Artificial Intelligence (AI) is a topic that’s garnering a lot of interest in today’s digital world. Let’s understand the roles of database in the AI space, specifically analytical applications.
Analytics is a methodology to extract insights from data and AI contributes by injecting intelligence into processes. For instance, insights from transactional data can reveal that a certain group of people are buying product X, in a specific geography at a specific time. AI can leverage data from various other sources such as social media, historical information, etc., and can reveal how said group of people has a higher probability of buying product Y. Appropriate analytical application for these scenarios would be in the form of a recommendation engine or personalized communication.
The main blocks of the intelligent analytics process are Sense, Learn, Decide and Act. Let’s break down each process in detail. ‘Sense’ is about sourcing real-time/batch information from internal and external systems. Once the system senses incoming data, the process has to ‘learn’ based on these inputs. This involves understanding the subjects and environmental context to aid decision-making. The next step ‘decide’ involves comparing different possibilities and making the optimal decision. Finally, the system will ‘act’ by implementing decisions through process and technical engineering on new data.
Database’s role in AI Analytics
On the data side, each processing block will need some data storage space and processing capabilities. The AI database will help to concurrently ingest, explore, analyze and visualize fast-moving, complex data within milliseconds. The ultimate goal is to lower costs, generate new revenue, and integrate Machine Learning (ML) models so that businesses can make more efficient, data-driven decisions.
There are certain considerations that need to be kept in mind while selecting a database to manage the underlying data. Integration with existing software systems and AI applications, security, scalability, type of data (structured, semi-structured, unstructured), and frequency of data access are key parameters to be considered while selecting databases supporting AI analytics.
Which Database Should You Opt For - RDBMS or NoSQL?
Traditional relational databases (RDBMS) have several limitations when it comes to accommodating AI requirements. These databases are unable to scale out easily to accommodate huge data volume or to handle unstructured data and also lack a simplified high-availability mechanism.
On the other hand, non-relational databases (NoSQL) have played an integral role in the recent advancement of technology leveraging machine learning and deep learning as their primary technological components. The ability to collect and store large volumes of structured and unstructured data has provided deep learning with the raw material needed to improve predictions. Furthermore, these databases are highly scalable, which means for any additional resource requirement in the system, a cost-effective commodity hardware plug-in is all that is required. Non-relational databases are also highly available due to the default replication model.

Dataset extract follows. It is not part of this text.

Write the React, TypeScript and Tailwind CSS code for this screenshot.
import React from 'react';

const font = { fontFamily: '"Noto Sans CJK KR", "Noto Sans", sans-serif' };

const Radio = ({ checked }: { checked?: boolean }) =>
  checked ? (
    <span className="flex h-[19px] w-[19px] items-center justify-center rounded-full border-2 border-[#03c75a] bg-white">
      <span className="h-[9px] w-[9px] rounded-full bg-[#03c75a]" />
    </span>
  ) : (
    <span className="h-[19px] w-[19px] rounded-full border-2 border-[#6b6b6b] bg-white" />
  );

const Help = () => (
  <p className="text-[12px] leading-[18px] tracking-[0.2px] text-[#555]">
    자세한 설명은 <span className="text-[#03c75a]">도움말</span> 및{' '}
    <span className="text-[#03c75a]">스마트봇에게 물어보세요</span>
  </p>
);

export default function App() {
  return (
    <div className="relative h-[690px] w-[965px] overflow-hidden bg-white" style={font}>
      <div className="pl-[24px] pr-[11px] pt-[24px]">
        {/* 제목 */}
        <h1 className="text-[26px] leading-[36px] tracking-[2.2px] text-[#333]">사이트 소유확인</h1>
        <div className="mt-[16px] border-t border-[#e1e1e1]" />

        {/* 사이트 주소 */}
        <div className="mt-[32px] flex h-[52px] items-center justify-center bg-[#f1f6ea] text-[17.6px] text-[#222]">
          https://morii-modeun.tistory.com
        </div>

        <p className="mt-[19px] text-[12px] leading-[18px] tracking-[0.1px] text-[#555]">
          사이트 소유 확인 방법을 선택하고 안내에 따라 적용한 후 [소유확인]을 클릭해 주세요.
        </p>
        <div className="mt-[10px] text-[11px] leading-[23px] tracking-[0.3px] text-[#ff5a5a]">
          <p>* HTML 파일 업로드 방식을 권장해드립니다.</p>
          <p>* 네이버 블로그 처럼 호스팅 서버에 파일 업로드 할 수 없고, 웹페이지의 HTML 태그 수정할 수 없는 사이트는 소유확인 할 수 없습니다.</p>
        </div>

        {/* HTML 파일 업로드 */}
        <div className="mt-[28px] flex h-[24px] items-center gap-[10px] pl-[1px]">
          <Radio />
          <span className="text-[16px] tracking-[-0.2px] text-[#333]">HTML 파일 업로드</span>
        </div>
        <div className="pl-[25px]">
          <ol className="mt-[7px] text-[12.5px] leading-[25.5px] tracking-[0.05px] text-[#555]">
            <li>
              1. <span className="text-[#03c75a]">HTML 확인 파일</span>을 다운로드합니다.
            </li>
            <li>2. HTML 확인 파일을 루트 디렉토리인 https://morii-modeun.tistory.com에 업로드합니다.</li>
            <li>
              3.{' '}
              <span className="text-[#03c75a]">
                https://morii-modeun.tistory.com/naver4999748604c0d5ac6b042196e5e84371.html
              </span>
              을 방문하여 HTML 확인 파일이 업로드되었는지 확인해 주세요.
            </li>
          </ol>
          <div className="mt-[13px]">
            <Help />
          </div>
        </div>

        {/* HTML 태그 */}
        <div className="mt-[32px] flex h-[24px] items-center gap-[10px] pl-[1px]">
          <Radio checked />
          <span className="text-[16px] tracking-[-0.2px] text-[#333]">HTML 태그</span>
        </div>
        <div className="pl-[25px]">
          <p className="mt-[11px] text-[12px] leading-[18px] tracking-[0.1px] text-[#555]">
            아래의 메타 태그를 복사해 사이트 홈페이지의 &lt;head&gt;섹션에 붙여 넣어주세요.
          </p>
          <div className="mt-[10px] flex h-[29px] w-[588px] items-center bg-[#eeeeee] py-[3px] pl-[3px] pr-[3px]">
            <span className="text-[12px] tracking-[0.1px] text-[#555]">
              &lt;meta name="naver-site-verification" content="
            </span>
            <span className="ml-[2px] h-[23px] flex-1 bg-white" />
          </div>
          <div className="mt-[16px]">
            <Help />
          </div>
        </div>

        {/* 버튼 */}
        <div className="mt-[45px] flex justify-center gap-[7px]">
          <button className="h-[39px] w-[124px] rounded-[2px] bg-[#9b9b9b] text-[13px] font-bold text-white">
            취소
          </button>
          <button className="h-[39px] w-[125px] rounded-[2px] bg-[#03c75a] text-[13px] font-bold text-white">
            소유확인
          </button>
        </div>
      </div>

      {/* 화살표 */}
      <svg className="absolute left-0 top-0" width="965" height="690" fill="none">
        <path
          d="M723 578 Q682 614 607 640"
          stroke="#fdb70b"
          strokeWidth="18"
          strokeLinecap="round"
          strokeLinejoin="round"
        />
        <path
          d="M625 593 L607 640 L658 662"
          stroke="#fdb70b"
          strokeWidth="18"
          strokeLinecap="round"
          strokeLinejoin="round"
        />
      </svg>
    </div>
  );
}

How does NoSQL benefit AI ?
NoSQL brings several unique advantages to the table when it comes to handling AI applications:
- Flexible data model to handle the data structure modification load during the ‘Learn’ phase, and avoid costly schema migration.
- On-demand scalability to manage cumbersome data sets (during the Learn phase) and support any commodity machine that may be plugged in for additional power.
- High fault tolerance by way of the default replication model of NoSQL that helps avoid any disruption due to node failure.
- Seamless consistency and high availability during the Learn phase.
- Seamless integration through custom APIs for leading scripting languages (Python, Java, .Net, Node JS etc.). These APIs make database integration with the application layer seamless.
Achieving Superior Performance with Data Caching
Along with database, we also need to understand the data caching mechanism to optimize AI performance. To accelerate the iterative computational performance, it is common to cache learning data. We have multiple options to do this:
- Distributed caches (Memcached, Redis, MemSQL, GemFire)
- Data grids (Hazelcast, GigaSpaces, Ignite)
- Computing platforms (Apache Ignite, Oracle Exadata, Vertica)
- Hybrid databases i.e. Disk + Memory (Aerospike, MongoDB, CouchDB, MSSQL – in memory, Oracle – TimesTen)
Why NoSQL is Integral to Artificial Intelligence
Artificial Intelligence is being used in a variety of real-world applications today, working with a myriad data assets. To handle such vast information, NoSQL databases provide an effective mechanism for storage and retrieval of data. They also provide schema-less storage to support structured as well as unstructured data sources.
NoSQL is a worthy contender in the AI databases space where strong ACID capability is not the primary requirement. However, when making the move from traditional relational to non-relational databases, enterprises should be careful about the type of NoSQL databases to select since data type and data sources are the primary determining factors. With AI and ML, a plethora of opportunties await businesses. NoSQL aptly helps explore all of them by expanding to include data lakes, image processing, recommenders, Natural Language Processing (NLP) and much more.